Life is pretty busy, with the kids and all. It's tough to "make time" for everything (especially with the dumb commute!) Fortunately you DO have that train time to write and think and be alone. That's good.
Seems like you are going through a transition. Keep writing through it and remember you are you and no one else.
"Both the brilliance and the suffering are here all the time; they interpenetrate each other. For a fully enlightened being, the difference between what is neurosis and what is wisdom is very hard to perceive, because somehow the energy underlying both of them is the same. The basic creative energy of life … bubbles up and courses through all of existence. It can be experienced as open, free, unburdened, full of possibility, energizing. Or this very same energy can be experienced as petty, narrow, stuck, caught… The basic point of it all is just to learn to be extremely honest and also wholehearted about what exists in your mind — thoughts, emotions, bodily sensations, the whole thing that adds up to what we call “me” or “I.” Nobody else can really begin to sort out for you what to accept and what to reject in terms of what wakes you up and what makes you fall asleep. No one else can really sort out for you what to accept — what opens up your world — and what to reject — what seems to keep you going round and round in some kind of repetitive misery." --Pema
Thanks Elizabeth.
DeleteI definitely WAS NOT happier before. I apologize in advance for the following reference, but it’s the only way I know how to explain who I used to be and who I was TRYING to be. Using the idea of the Platonic Ideal, it goes like this:
“In the mind of Sylvanus Thayer, the Father of the United States Military Academy, there is an ideal cadet. He/she is unfailing in his/her military duty, absolutely studious in academics, and perfect in physical form and function.” That’s the way West Point teaches, not just academics but to the whole person. It suited me perfectly and is in many ways the way I try to approach my life still to this day. Which is to say that career success is fine, but it’s just one facet of a well-lived life.

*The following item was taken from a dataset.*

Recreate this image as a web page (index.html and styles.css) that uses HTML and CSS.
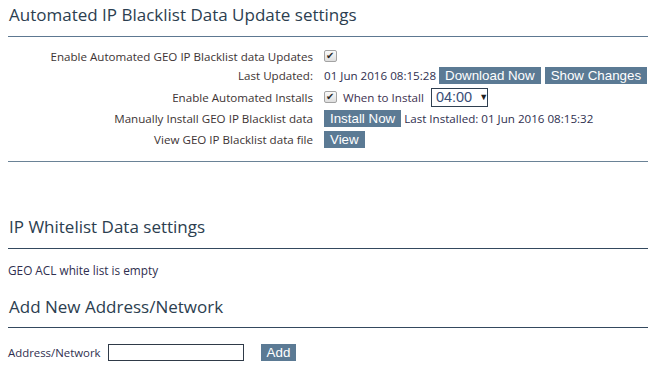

What’s unique about West Point, and to a lesser extent the Army in general, is that there’s so much that you DON’T have to worry about as you try to optimize yourself for the future. They feed you. They give you a place to live and a uniform. The place even comes equipped with its own moral code. All you have to do is learn everything ever, survive endless physical training sessions, manage your time to the nanosecond, and maintain faith in yourself through four years of directed adversity.
Real life is not like this in the same way that swimming to compete in a triathlon is not like swimming to race against other swimmers in a 200 yard butterfly. Sure there are similarities, and being good in one can only help you with the other, but being a swimmer with an event is being a specialist. Being a triathlete is about managing three disciplines plus yoga and nutrition, all in balance. For me, real life isn’t about being a good athlete or a good engineer or even just being a good father. It’s about managing everything at the same time and finding balance, peace, and joy.
I’ve been struggling, and therefore feel a little out of balance. Still, I have faith that I will eventually stick the landing. However, as I told Sally this afternoon, sometimes you have to tap a vein and let the poison out.
That’s why I write. I’ve felt a lot better since framing my thoughts. Now I need to move forward.